UN nuclear agency chief says the 'physical integrity' of Europe's largest nuclear plant has been 'violated' and that he's worried

UN nuclear agency chief says the 'physical integrity' of Europe's largest nuclear plant has been 'violated' and that he's worried
Rafael Mariano Grossi, Director General of the International Atomic Energy Agency, speaks to press members after inspecting the Zaporizhzhia Nuclear Power Plant with delegation in Zaporizhzhia, Ukraine on September 01, 2022.Photo by Metin Aktas/Anadolu Agency via Getty Images
  • A nuclear watchdog agency inspected the Zaporizhzhia nuclear plant in Ukraine.
  • IAEA chief Rafael Mariano Grossi said the "physical integrity" of the plant was "violated."

A top UN nuclear watchdog official said the "physical integrity" of southern Ukraine's Zaporizhzhia nuclear power plant — caught in the center of intense hostilities and fighting — has been "violated."

"It is obvious that the plant and physical integrity of the plant has been violated several times," International Atomic Energy Agency Director General Rafael Mariano Grossi told reporters on Thursday, according to media reports, including The Guardian.

Grossi returned on Thursday from a highly anticipated inspection of the plant, which is occupied by Russian forces and is the largest in Europe.

"There were moments where fire was obvious, heavy machine gun, artillery, mortars, at two or three times — really, very concerning, I would say, for all of us," Grossi said in a video captured by freelance journalist Sergio Olmos.

Grossi and a crew of IAEA inspectors arrived at the plant Thursday afternoon to investigate the facility's safety and security after facing delays caused by heavy shelling in the area. Leading up to the visit, the agency said its mission faced the dangers of increased military activity but said it wouldn't stop them from completing an inspection of the site.

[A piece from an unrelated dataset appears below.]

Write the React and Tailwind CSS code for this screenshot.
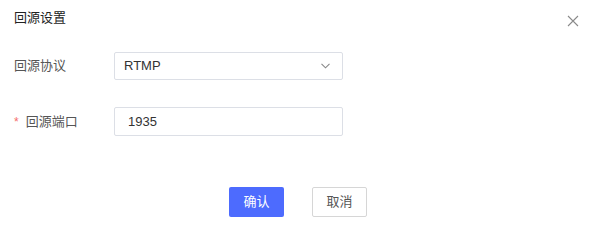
import React from "react";

export default function App() {
  return (
    <div className="w-[595px] h-[243px] bg-white relative" style={{ fontFamily: '"Liberation Sans", "Noto Sans CJK SC", sans-serif' }}>
      <div className="flex items-start justify-between pl-[14px] pr-[16px] pt-[8px]">
        <span className="text-[13px] leading-[20px] text-[#222]">回源设置</span>
        <svg className="mt-[7px]" width="12" height="12" viewBox="0 0 12 12">
          <path d="M1 1 L11 11 M11 1 L1 11" stroke="#8a8a8a" strokeWidth="1.1" fill="none" />
        </svg>
      </div>

      <div className="flex flex-col gap-[27px] mt-[24px] pl-[14px]">
        <div className="flex items-center">
          <span className="w-[100px] text-[13px] text-[#555]">回源协议</span>
          <div className="w-[229px] h-[28px] border border-[#dcdfe6] rounded-[2px] flex items-center justify-between pl-[9px] pr-[12px]">
            <span className="text-[13px] text-[#333]">RTMP</span>
            <svg width="9" height="6" viewBox="0 0 9 6">
              <path d="M0.5 0.8 L4.5 4.8 L8.5 0.8" stroke="#888" strokeWidth="1.1" fill="none" />
            </svg>
          </div>
        </div>
        <div className="flex items-center">
          <span className="w-[100px] text-[13px] text-[#555] flex items-center">
            <span className="text-[#f56c6c] mr-[7px] text-[12px]">*</span>
            回源端口
          </span>
          <div className="w-[229px] h-[29px] border border-[#dcdfe6] rounded-[2px] flex items-center pl-[13px]">
            <span className="text-[13px] text-[#333]">1935</span>
          </div>
        </div>
      </div>

      <div className="flex gap-[28px] mt-[51px] pl-[229px]">
        <button className="w-[55px] h-[30px] rounded-[2px] bg-[#4d6bfe] text-white text-[13px]">确认</button>
        <button className="w-[55px] h-[30px] rounded-[2px] border border-[#d6d6d6] bg-white text-[#555] text-[13px]">取消</button>
      </div>
    </div>
  );
}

"Of course, there is a lot more to do — my team is staying on," Grossi said in a video message after touring the plant. "Most importantly," he added, the IAEA is "establishing a continued presence" at the facility.

The IAEA's visit comes after weeks of shelling around and at the plant, causing damage to the physical facility, triggering power disconnections, and forcing the plant — which is staffed by Ukrainian civilians — to shut down at times. Kyiv and Moscow have traded blame for various attacks.

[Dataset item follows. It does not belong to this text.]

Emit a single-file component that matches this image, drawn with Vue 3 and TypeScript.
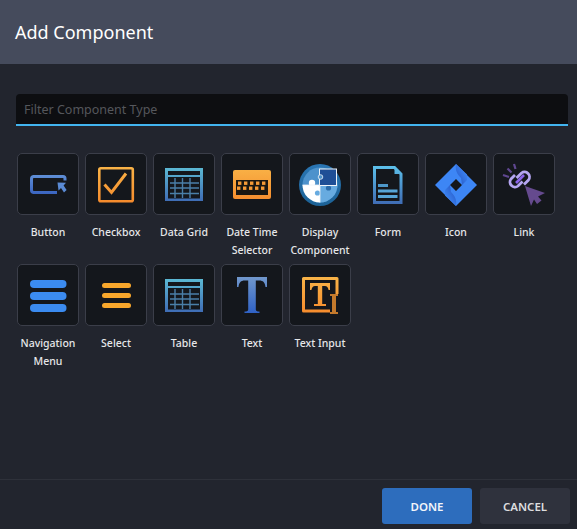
<script setup lang="ts">
const components: { name: string; icon: string }[] = [
  { name: 'Button', icon: 'button' },
  { name: 'Checkbox', icon: 'checkbox' },
  { name: 'Data Grid', icon: 'grid' },
  { name: 'Date Time Selector', icon: 'date' },
  { name: 'Display Component', icon: 'puzzle' },
  { name: 'Form', icon: 'form' },
  { name: 'Icon', icon: 'diamond' },
  { name: 'Link', icon: 'link' },
  { name: 'Navigation Menu', icon: 'nav' },
  { name: 'Select', icon: 'select' },
  { name: 'Table', icon: 'table' },
  { name: 'Text', icon: 'text' },
  { name: 'Text Input', icon: 'textinput' }
]

// клавиши для иконки Date Time
const keys: number[][] = [
  [17, 23, 29, 35, 41],
  [17, 23, 29, 35, 41]
]
</script>

<template>
  <div class="dialog">
    <svg class="defs" width="0" height="0">
      <defs>
        <linearGradient id="g-orange" gradientUnits="userSpaceOnUse" x1="0" y1="14" x2="0" y2="50">
          <stop offset="0" stop-color="#f9b347" />
          <stop offset="1" stop-color="#f58a2c" />
        </linearGradient>
        <linearGradient id="g-table" gradientUnits="userSpaceOnUse" x1="0" y1="15" x2="0" y2="48">
          <stop offset="0" stop-color="#5bb8d3" />
          <stop offset="1" stop-color="#3f6db5" />
        </linearGradient>
        <linearGradient id="g-form" gradientUnits="userSpaceOnUse" x1="0" y1="13" x2="0" y2="51">
          <stop offset="0" stop-color="#5cc0ea" />
          <stop offset="1" stop-color="#3f6cb4" />
        </linearGradient>
        <linearGradient id="g-text" gradientUnits="userSpaceOnUse" x1="0" y1="13" x2="0" y2="49">
          <stop offset="0" stop-color="#7198cc" />
          <stop offset="1" stop-color="#2f62c6" />
        </linearGradient>
        <linearGradient id="g-btn" gradientUnits="userSpaceOnUse" x1="0" y1="22" x2="0" y2="41">
          <stop offset="0" stop-color="#5f8fd6" />
          <stop offset="1" stop-color="#3a64c0" />
        </linearGradient>
        <linearGradient id="g-ring" gradientUnits="userSpaceOnUse" x1="0" y1="11" x2="0" y2="53">
          <stop offset="0" stop-color="#2a76b4" />
          <stop offset="1" stop-color="#1c6296" />
        </linearGradient>
        <linearGradient id="g-diamond" gradientUnits="userSpaceOnUse" x1="30" y1="22" x2="40" y2="16">
          <stop offset="0" stop-color="#2a5fcc" />
          <stop offset="1" stop-color="#3d86f5" />
        </linearGradient>
      </defs>
    </svg>

    <header class="dialog-header">Add Component</header>

    <main class="dialog-body">
      <div class="filter">
        <input class="filter-input" type="text" placeholder="Filter Component Type" />
      </div>

      <div class="grid">
        <div v-for="item in components" :key="item.name" class="cell">
          <div class="tile">
            <svg viewBox="1 1 60 60" width="60" height="60">
              <g v-if="item.icon === 'button'">
                <path d="M48 27.5 V25.5 A2 2 0 0 0 46 23.5 H16.5 A2.5 2.5 0 0 0 14.5 26 V37 A2.5 2.5 0 0 0 16.5 39.5 H40" fill="none" stroke="url(#g-btn)" stroke-width="3" />
                <path d="M40.5 29.5 L49 29.8 L46.6 32.6 L49.6 37 L47 39.5 L44 35 L41.5 37.5 Z" fill="#5a8ad4" />
              </g>

              <g v-else-if="item.icon === 'checkbox'">
                <rect x="14.3" y="15.3" width="33.5" height="33" rx="1.5" fill="none" stroke="url(#g-orange)" stroke-width="2.6" />
                <path d="M19.5 31.5 L26.5 39.5 L41 20.5" fill="none" stroke="url(#g-orange)" stroke-width="3" />
              </g>

              <g v-else-if="item.icon === 'grid' || item.icon === 'table'">
                <rect x="12" y="15" width="38" height="33" fill="url(#g-table)" />
                <rect x="15" y="18" width="32" height="4" fill="#14171c" />
                <rect x="15" y="24" width="32" height="21.5" fill="#14171c" />
                <path d="M17 30 H46 M17 35 H46 M17 40.5 H46 M22 25 V45 M29.5 25 V45 M37 25 V45" stroke="#4a7fa8" stroke-width="1.4" fill="none" />
              </g>

              <g v-else-if="item.icon === 'date'">
                <rect x="12" y="17" width="38" height="29" rx="2" fill="url(#g-orange)" />
                <rect x="15" y="27" width="32" height="15" fill="#1a1712" />
                <g v-for="(row, r) in keys" :key="r">
                  <rect v-for="x in row" :key="x" :x="x - (r === 1 ? 1 : 0)" :y="28.5 + r * 5" width="3.4" height="3.4" fill="#f59a36" />
                </g>
              </g>

              <g v-else-if="item.icon === 'puzzle'">
                <circle cx="31" cy="32" r="21" fill="url(#g-ring)" />
                <circle cx="31" cy="32" r="17.5" fill="#4d92cc" />
                <path d="M13.5 32 H31 V49.5 A17.5 17.5 0 0 1 13.5 32 Z" fill="#fff" />
                <circle cx="23" cy="30" r="3.2" fill="#fff" />
                <path d="M31 32 H48.5 A17.5 17.5 0 0 1 31 49.5 Z" fill="#67abe0" />
                <circle cx="28.5" cy="40" r="2.6" fill="#67abe0" />
                <circle cx="39.5" cy="35" r="2.6" fill="#2a6aa8" />
                <rect x="30.5" y="16" width="17" height="16.5" fill="#1f4f96" stroke="#eef3f8" stroke-width="1" />
                <circle cx="31.5" cy="24" r="2.3" fill="#4d92cc" stroke="#eef3f8" stroke-width="0.8" />
                <path d="M31 32 V49.5 M13.5 32 H31" stroke="#eef3f8" stroke-width="0.8" fill="none" />
              </g>

              <g v-else-if="item.icon === 'form'">
                <path d="M17.5 14.5 H37.5 L44 21 V49.5 H17.5 Z" fill="none" stroke="url(#g-form)" stroke-width="3" />
                <path d="M37.5 14 V21 H44.5 Z" fill="url(#g-form)" />
                <rect x="21" y="31" width="10" height="3" fill="#4d97c9" />
                <rect x="21" y="36.5" width="19.5" height="3" fill="#57a6d8" />
                <rect x="21" y="42" width="19.5" height="3" fill="#57a6d8" />
              </g>

              <g v-else-if="item.icon === 'diamond'">
                <path d="M31 11 L52 32 L31 53 L10 32 Z M31 26 L25 32 L31 38 L37 32 Z" fill="#3d86f5" fill-rule="evenodd" />
                <path d="M31 11 C30 17 32 21 36 25 L37 32 L42 27 V21.5 Z" fill="url(#g-diamond)" />
                <path d="M31 11 C30 17 32 21 36 25 L37 32 L42 27 V21.5 Z" fill="url(#g-diamond)" transform="rotate(180 31 32)" />
              </g>

              <g v-else-if="item.icon === 'link'">
                <path d="M21 11 L22.5 16 M14.5 15.5 L18.5 19.5 M10 22 L16 24" stroke="#5f4790" stroke-width="2.2" fill="none" />
                <g fill="none" stroke="#b5a6f2" stroke-width="2.8">
                  <path d="M22 22 L18 26 A5 5 0 0 0 25 33 L29.5 28.5" />
                  <path d="M23.5 25 L28.5 20 A5 5 0 0 1 35.5 27 L31 31.5" />
                </g>
                <path d="M23 30 L31 22" stroke="#8b63ea" stroke-width="2.6" />
                <path d="M32 33 L52 40 L45 43.5 L48.5 47.5 L44 51 L41 46.5 L38 53 Z" fill="#654a8e" />
              </g>

              <g v-else-if="item.icon === 'nav'">
                <rect x="13" y="16" width="36.5" height="8" rx="4" fill="#3b8bf0" />
                <rect x="13" y="28" width="36.5" height="8" rx="4" fill="#3b8bf0" />
                <rect x="13" y="40" width="36.5" height="8" rx="4" fill="#3b8bf0" />
              </g>

              <g v-else-if="item.icon === 'select'">
                <rect x="17" y="19" width="29" height="5" rx="2.5" fill="#f8a72c" />
                <rect x="17" y="29" width="29" height="5" rx="2.5" fill="#f8a72c" />
                <rect x="17" y="39" width="29" height="5" rx="2.5" fill="#f8a72c" />
              </g>

              <g v-else-if="item.icon === 'text'">
                <path d="M16 13 H46 V23 H44.5 C44 18.5 42 16.5 38.5 16.5 H34.8 V45.5 C34.8 47 36 47.5 38.5 47.5 V49 H23.5 V47.5 C26 47.5 27.2 47 27.2 45.5 V16.5 H23.5 C20 16.5 18 18.5 17.5 23 H16 Z" fill="url(#g-text)" />
              </g>

              <g v-else-if="item.icon === 'textinput'">
                <path d="M48 30 V14.5 H14.5 V47 H41" fill="none" stroke="url(#g-orange)" stroke-width="3" stroke-linejoin="round" />
                <path d="M21 19 H41 V26 H39.6 C39 23.5 38 22 36 22 H33.2 V40 H37 V42 H25 V40 H28.8 V22 H26 C24 22 23 23.5 22.4 26 H21 Z" fill="url(#g-orange)" />
                <path d="M41 30 H49 V32 H47 V48 H49 V50 H41 V48 H43 V32 H41 Z" fill="#c47a2c" />
              </g>
            </svg>
          </div>
          <div class="label">{{ item.name }}</div>
        </div>
      </div>
    </main>

    <footer class="dialog-footer">
      <button class="btn btn-primary" type="button">DONE</button>
      <button class="btn btn-secondary" type="button">CANCEL</button>
    </footer>
  </div>
</template>

<style scoped>
.dialog {
  width: 577px;
  height: 529px;
  display: flex;
  flex-direction: column;
  background: #22252e;
  color: #e4e5e7;
  font-family: 'Noto Sans', sans-serif;
  overflow: hidden;
}

.defs {
  position: absolute;
}

.dialog-header {
  height: 64px;
  flex: none;
  display: flex;
  align-items: center;
  padding-left: 15px;
  box-sizing: border-box;
  background: #454b5c;
  color: #fff;
  font-size: 18px;
}

.dialog-body {
  flex: 1;
  padding: 30px 9px 0 16px;
}

.filter {
  height: 30px;
  background: #0d0e11;
  border-bottom: 2px solid #42b4ef;
  border-radius: 4px 4px 0 0;
}

.filter-input {
  width: 100%;
  height: 100%;
  box-sizing: border-box;
  padding: 0 8px;
  border: 0;
  outline: 0;
  background: transparent;
  color: #e4e5e7;
  font-family: inherit;
  font-size: 12.5px;
}

.filter-input::placeholder {
  color: #55575c;
  opacity: 1;
}

.grid {
  margin: 27px 0 0 -2px;
  display: grid;
  grid-template-columns: repeat(8, 68px);
  grid-auto-rows: 111px;
}

.cell {
  display: flex;
  flex-direction: column;
  align-items: center;
}

.tile {
  width: 62px;
  height: 62px;
  box-sizing: border-box;
  border: 1px solid #3b3e49;
  border-radius: 5px;
  background: #14171c;
}

.tile svg {
  display: block;
}

.label {
  margin-top: 8px;
  width: 68px;
  text-align: center;
  font-size: 10.5px;
  font-weight: 500;
  line-height: 18px;
  color: #e6e7e9;
}

.dialog-footer {
  height: 50px;
  flex: none;
  box-sizing: border-box;
  display: flex;
  justify-content: flex-end;
  gap: 8px;
  padding: 8px 7px 0 0;
  border-top: 1px solid #2e313a;
}

.btn {
  width: 90px;
  height: 36px;
  border: 0;
  border-radius: 3px;
  font-family: inherit;
  font-size: 11.5px;
  font-weight: 600;
}

.btn-primary {
  background: #2d6dbd;
  color: #f2f5fa;
}

.btn-secondary {
  background: #2f323d;
  color: #dcdddf;
}
</style>

<style>
html,
body {
  margin: 0;
  background: #22252e;
}
</style>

Western intelligence has accused Russia of using the plant's protected status as a shield, which has left Ukrainian forces reluctant to attack. Watchdog agencies, including the IAEA, have warned that fighting severely raises the risk of a major accident or nuclear disaster and have pushed for international inspections to assess the plant's stability.

Meanwhile, the European Union has sent millions of anti-radiation tablets to Ukraine so it can protect civilians living near the plant if an accident triggers the release of radiation.